By introducing additional calls from the client side the data traffic can be easily offloaded from the application servers and content can be uploaded directly from & to the storage service of the cloud provider. What you have to consider is when it is worth it for your use-case: since instead of a single API call you might need two extra requests (as in case of uploading to Amazon). Of course, the logic can still be dynamically chosen based on the file size. An other easy optimization point is to acquire the signed requests in a batch either for the separate chunks of the same file or multiple files should it be needed.

This setup also adds extra complexity into an application (as mentioned above, nowadays SAS tokens provide a very similar level of control if it is suitable for your application logic). On top of that the client no longer connects to a single server for uploading/downloading data, which causes many other things to think about such as setting up CORS headers properly or even notifying your customers about additional domains/IPs they need to whitelist on their firewall.

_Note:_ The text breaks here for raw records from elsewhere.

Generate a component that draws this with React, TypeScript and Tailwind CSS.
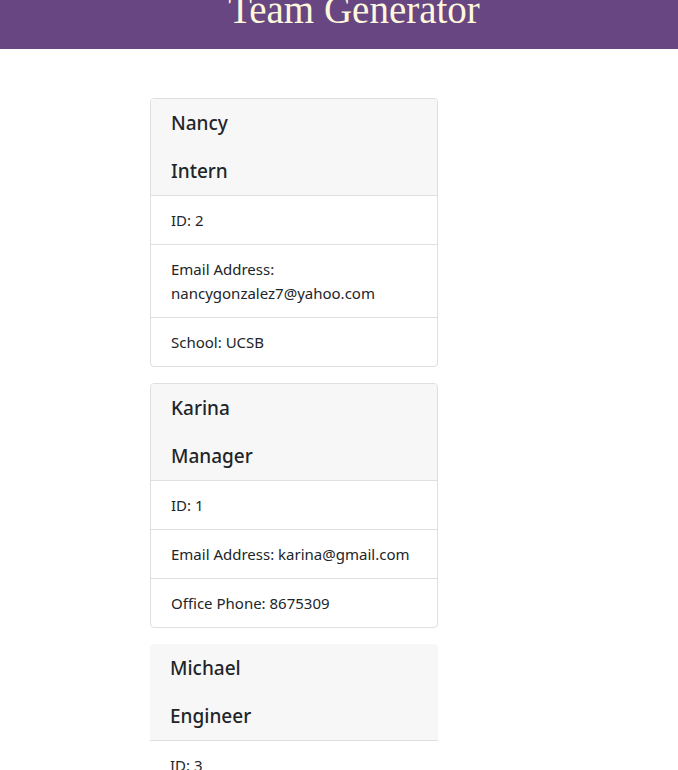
const team = [
  {
    name: 'Nancy',
    role: 'Intern',
    items: ['ID: 2', 'Email Address: nancygonzalez7@yahoo.com', 'School: UCSB'],
    bordered: true,
  },
  {
    name: 'Karina',
    role: 'Manager',
    items: ['ID: 1', 'Email Address: karina@gmail.com', 'Office Phone: 8675309'],
    bordered: true,
  },
  {
    name: 'Michael',
    role: 'Engineer',
    items: ['ID: 3', 'Email Address: michael@gmail.com', 'GitHub: michael'],
    bordered: false,
  },
];

function MemberCard({ name, role, items, bordered }: (typeof team)[number]) {
  return (
    <div
      className={
        bordered
          ? 'w-[288px] rounded border border-[#dfdfdf] bg-white overflow-hidden'
          : 'w-[288px] rounded-t bg-white overflow-hidden'
      }
    >
      <div
        className={
          bordered
            ? 'bg-[#f7f7f7] border-b border-[#dfdfdf] px-5 py-3'
            : 'bg-[#f7f7f7] border-b border-[#dfdfdf] pl-5 pr-5 py-3'
        }
      >
        <h5 className="text-[19px] leading-6 font-medium">{name}</h5>
        <h5 className="text-[19px] leading-6 font-medium mt-6">{role}</h5>
      </div>
      <ul>
        {items.map((item, i) => (
          <li
            key={item}
            className={
              i < items.length - 1
                ? 'px-5 py-3 border-b border-[#dfdfdf] leading-6'
                : 'px-5 py-3 leading-6'
            }
          >
            {item}
          </li>
        ))}
      </ul>
    </div>
  );
}

export default function App() {
  return (
    <div
      className="h-[770px] overflow-hidden bg-white text-[#212529] text-[15px]"
      style={{ fontFamily: '"Noto Sans", "Open Sans", sans-serif' }}
    >
      <header className="h-[49px] bg-[#674682] overflow-hidden flex justify-center pl-[30px]">
        <h1
          className="text-[39px] leading-none text-[#fdf8dc] -mt-[10px] whitespace-nowrap"
          style={{ fontFamily: '"Liberation Serif", serif' }}
        >
          Team Generator
        </h1>
      </header>
      <main className="pt-[49px] pl-[150px] flex flex-col gap-4">
        {team.map((m) => (
          <MemberCard key={m.name} {...m} />
        ))}
      </main>
    </div>
  );
}
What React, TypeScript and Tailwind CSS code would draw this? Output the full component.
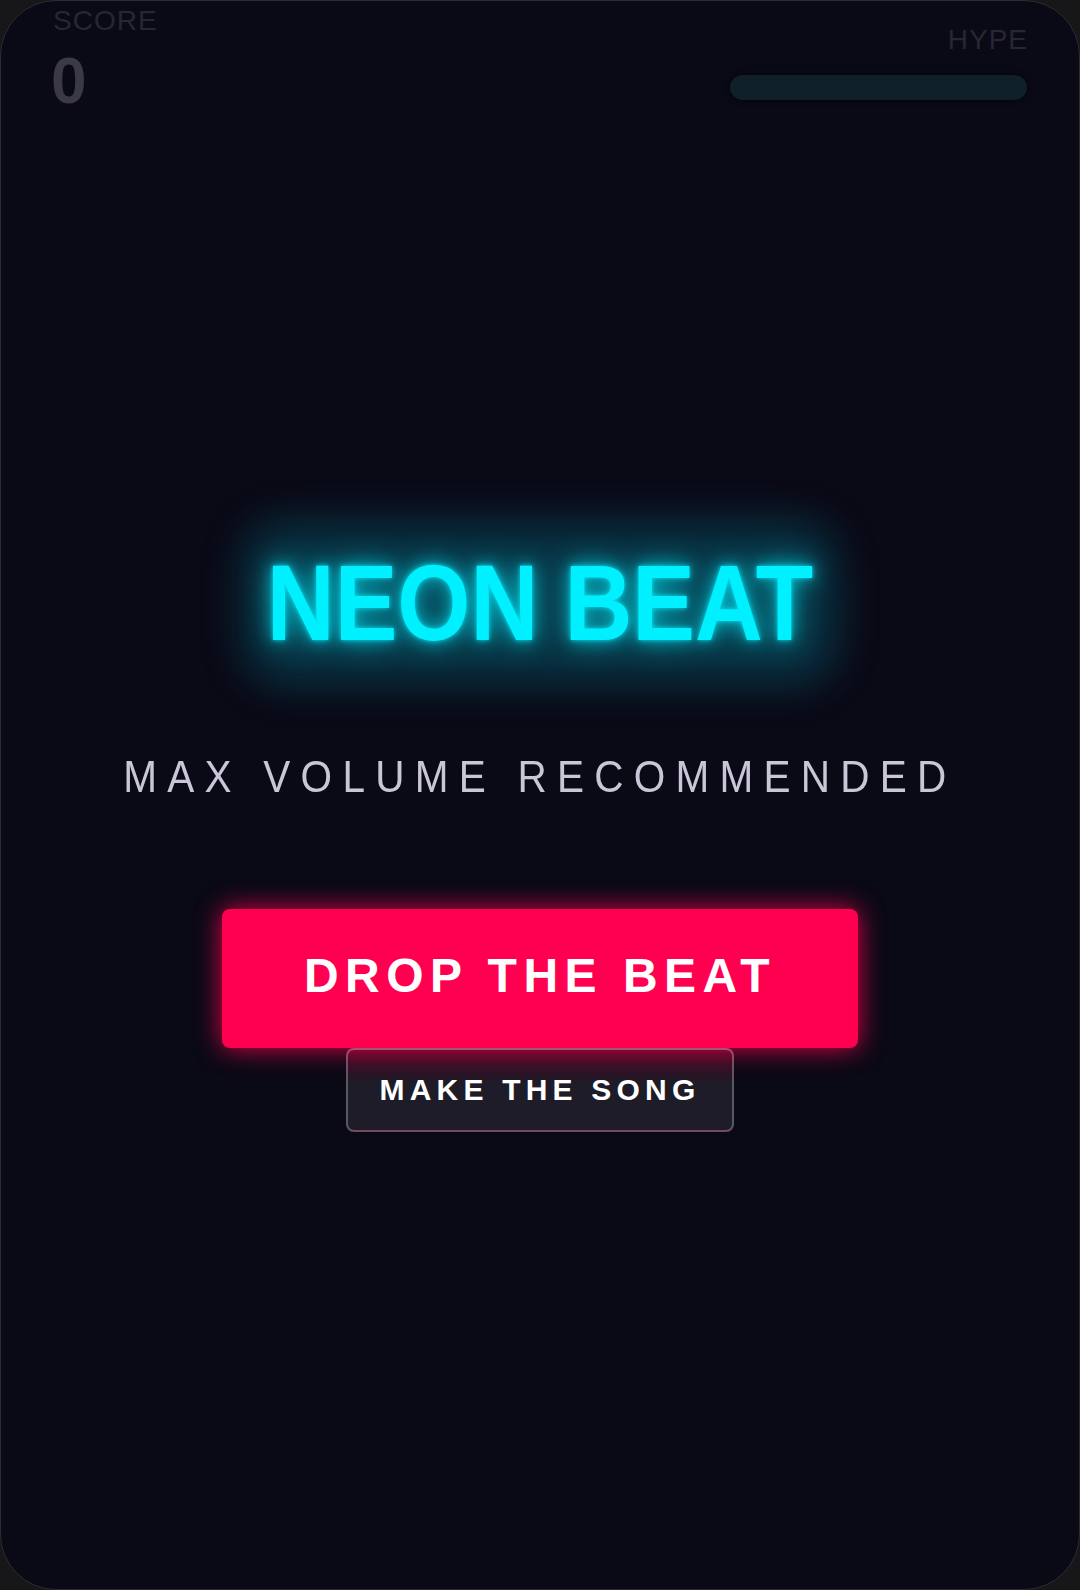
import React from "react";

export default function App() {
  return (
    <div className="w-[1080px] h-[1590px] bg-[#17171a] overflow-hidden">
      <div className="w-full h-full rounded-[56px] bg-[#0a0916] border border-[#2c2c30] flex flex-col font-['Liberation_Sans',Arial,sans-serif]">
        <header className="flex justify-between items-start px-[52px] pt-[6px]">
          <div className="flex flex-col">
            <div className="text-[28px] leading-none tracking-[1px] text-[#272633]">SCORE</div>
            <div className="mt-[14px] -ml-[2px] text-[64px] leading-none font-bold text-[#3a3945]">0</div>
          </div>
          <div className="flex flex-col items-end pt-[19px]">
            <div className="text-[28px] leading-none tracking-[1px] text-[#272633] -mr-[1px]">HYPE</div>
            <div className="mt-[21px] w-[297px] h-[25px] rounded-full bg-[#0f2029] shadow-[0_0_6px_rgba(0,0,0,0.6)]" />
          </div>
        </header>
        <main className="flex flex-col items-center pt-[436px]">
          <div className="relative">
            <div className="absolute inset-x-[18px] -inset-y-[26px] rounded-[40px] bg-[rgba(0,215,240,0.22)] blur-[22px]" />
            <h1 className="relative inline-block scale-x-[0.87] font-bold text-[108px] leading-none text-[#00f0ff] [text-shadow:0_0_6px_rgba(0,240,255,0.8),0_0_18px_rgba(0,240,255,0.65),0_0_34px_rgba(0,240,255,0.5)]">
              NEON BEAT
            </h1>
          </div>
          <p className="mt-[97px] inline-block scale-x-[0.9] text-[45px] leading-none tracking-[11.4px] text-[#c9c7d7]">
            MAX VOLUME RECOMMENDED
          </p>
          <button className="mt-[110px] w-[636px] h-[139px] rounded-[8px] bg-[#ff0050] shadow-[0_0_26px_rgba(255,0,80,0.9)] flex items-center justify-center pb-[6px]">
            <span className="text-[48px] leading-none font-bold text-white tracking-[6.5px]">DROP THE BEAT</span>
          </button>
          <button className="w-[388px] h-[84px] rounded-[8px] bg-[linear-gradient(to_bottom,rgba(255,0,80,0.22),rgba(255,255,255,0.08)_45%)] border-2 border-[rgba(255,255,255,0.27)] flex items-center justify-center">
            <span className="text-[30px] leading-none font-bold text-white tracking-[5.2px]">MAKE THE SONG</span>
          </button>
        </main>
      </div>
    </div>
  );
}
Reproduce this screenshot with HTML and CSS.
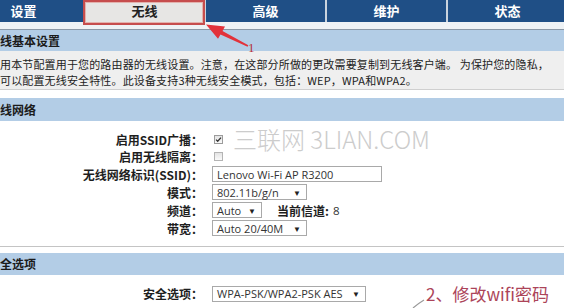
FILE: index.html
```html
<!DOCTYPE html>
<html lang="zh-CN">
<head>
<meta charset="utf-8">
<title>无线设置</title>
<link rel="stylesheet" href="styles.css">
</head>
<body>
<div class="page">
  <nav class="nav">
    <div class="tab">设置</div>
    <div class="tab active">无线</div>
    <div class="tab">高级</div>
    <div class="tab">维护</div>
    <div class="tab">状态</div>
  </nav>
  <div class="strip"></div>

  <div class="band band-first">线基本设置</div>
  <div class="desc">
    <p>用本节配置用于您的路由器的无线设置。注意，在这部分所做的更改需要复制到无线客户端。 为保护您的隐私，</p>
    <p>可以配置无线安全特性。此设备支持3种无线安全模式，包括：WEP，WPA和WPA2。</p>
  </div>

  <div class="band">线网络</div>
  <div class="form">
    <div class="row r17">
      <div class="label">启用SSID广播：</div>
      <div class="field"><span class="check checked"><svg viewBox="0 0 9 9" width="9" height="9"><path d="M2 4.6 L3.7 6.3 L7 2.6" fill="none" stroke="#333" stroke-width="1.3"/></svg></span></div>
    </div>
    <div class="row r17">
      <div class="label">启用无线隔离：</div>
      <div class="field"><span class="check"></span></div>
    </div>
    <div class="row">
      <div class="label">无线网络标识(SSID)：</div>
      <div class="field"><span class="box input">Lenovo Wi-Fi AP R3200</span></div>
    </div>
    <div class="row">
      <div class="label">模式：</div>
      <div class="field"><span class="box sel w95">802.11b/g/n<i class="arr">▼</i></span></div>
    </div>
    <div class="row">
      <div class="label">频道：</div>
      <div class="field"><span class="box sel w50">Auto<i class="arr">▼</i></span><b class="cur">当前信道:</b><span class="curval">8</span></div>
    </div>
    <div class="row">
      <div class="label">带宽：</div>
      <div class="field"><span class="box sel w95">Auto 20/40M<i class="arr">▼</i></span></div>
    </div>
  </div>

  <div class="band band-last">全选项</div>
  <div class="form form-sec">
    <div class="row r16">
      <div class="label">安全选项：</div>
      <div class="field"><span class="box sel w154">WPA-PSK/WPA2-PSK AES<i class="arr">▼</i></span></div>
    </div>
  </div>

  <div class="watermark">三联网 3LIAN.COM</div>
  <div class="hilite"></div>
  <svg class="marks" width="564" height="308" viewBox="0 0 564 308">
    <polygon points="206,24.5 225,26.5 222.5,31 248.3,45.3 247.6,46.7 220.5,34.6 218,38.8" fill="#e2323b"/>
    <path d="M424 300 Q419 303 413 308" fill="none" stroke="#9a9a9a" stroke-width="1.2"/>
  </svg>
  <span class="num1">1</span>
  <span class="note2">2、修改wifi密码</span>
</div>
</body>
</html>
```

FILE: styles.css
```css
* { box-sizing: border-box; }
html, body { margin: 0; padding: 0; }
body {
  width: 564px;
  height: 308px;
  overflow: hidden;
  background: #fff;
  font-family: "Noto Sans CJK SC", sans-serif;
  color: #222;
}
p { margin: 0; }
.page {
  position: relative;
  width: 564px;
  height: 308px;
  overflow: hidden;
}
.nav {
  display: flex;
  height: 22px;
  margin-left: -36px;
  background: #1f4f86;
}
.tab {
  flex: none;
  width: 121px;
  border-right: 2px solid #c9d3de;
  color: #fff;
  font-weight: 700;
  font-size: 13px;
  line-height: 22px;
  text-align: center;
}
.tab.active {
  background: #e7e6e4;
  color: #222;
}
.strip {
  height: 8px;
  background: #eef2f5;
  border-bottom: 1px solid #8b98a6;
}
.band {
  height: 23px;
  line-height: 23px;
  background: #b3cde6;
  font-weight: 700;
  font-size: 12px;
  color: #1b1b1b;
}
.band-first { height: 21px; line-height: 21px; }
.band-last { height: 22px; line-height: 22px; }
.desc {
  height: 39px;
  padding-top: 5px;
  background: #efefef;
  border-bottom: 1px solid #cfcfcf;
  margin-bottom: 8px;
  font-size: 11px;
  letter-spacing: 0.15px;
  line-height: 16px;
  color: #222;
  white-space: nowrap;
}
.form {
  padding: 10px 0 9px;
  border-bottom: 1px solid #c4c4c4;
  margin-bottom: 6px;
}
.form-sec {
  border-bottom: 0;
  margin-bottom: 0;
}
.row {
  display: grid;
  grid-template-columns: 203px 1fr;
  column-gap: 9px;
  height: 18px;
  align-items: center;
}
.row.r17 { height: 17px; }
.row.r16 { height: 16px; }
.label {
  text-align: right;
  font-weight: 700;
  font-size: 12px;
  color: #1e1e1e;
  white-space: nowrap;
}
.field {
  display: flex;
  align-items: center;
  font-family: "Open Sans", sans-serif;
  font-size: 11px;
  color: #333;
}
.check {
  display: inline-flex;
  width: 9px;
  height: 9px;
  margin-left: 2px;
  border: 1px solid #b4b4b4;
  background: linear-gradient(#e4e4e4, #fafafa);
}
.check.checked { border-color: #9c9c9c; }
.check svg { display: block; margin: -1px; }
.box {
  display: inline-flex;
  align-items: center;
  height: 16px;
  padding: 0 4px;
  border: 1px solid #a9a9a9;
  background: #fff;
  white-space: nowrap;
}
.input { width: 170px; }
.sel { justify-content: space-between; }
.w95 { width: 95px; }
.w50 { width: 50px; }
.w154 { width: 154px; }
.arr {
  font-style: normal;
  font-size: 8px;
  color: #222;
  margin-right: 1px;
}
.cur {
  margin-left: 15px;
  font-family: "Noto Sans CJK SC", sans-serif;
  font-size: 12px;
  font-weight: 700;
  color: #1e1e1e;
}
.curval { margin-left: 4px; font-size: 11.5px; }
.watermark {
  position: absolute;
  left: 233px;
  top: 124px;
  font-size: 24px;
  font-weight: 300;
  line-height: 30px;
  color: #cccccc;
  white-space: nowrap;
}
.hilite {
  position: absolute;
  left: 83px;
  top: 0;
  width: 122px;
  height: 25px;
  border: 2px solid #c64d4d;
  box-shadow: inset 0 0 0 1px #e3b2ad;
}
.marks {
  position: absolute;
  left: 0;
  top: 0;
  pointer-events: none;
}
.num1 {
  position: absolute;
  left: 248px;
  top: 43px;
  font-family: "Liberation Serif", serif;
  font-size: 13px;
  line-height: 10px;
  color: #b4323c;
}
.note2 {
  position: absolute;
  left: 426px;
  top: 283px;
  font-size: 17px;
  line-height: 22px;
  color: #ac4459;
  white-space: nowrap;
}
```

Although measuring/limiting traffic of a single user is also tricky in a setup like this (since we have to rely on logs from the underlying storage system), we also gain a lot of things, such as a natural speed up in network if the chosen storage account is geographically closer to the customer than the API server and also we can directly use the bandwidth of the Azure storage accounts.

We were also able to cut down costs with this method since we need much fewer servers. And this logic was also our first step to provide data residency options for our customers who need to satisfy a company policy or industry and jurisdiction specific regulation. On top of everything, this setup also allows us to store data on any storage location our customer supplies — as our client will work exactly the same way with any underlying storage.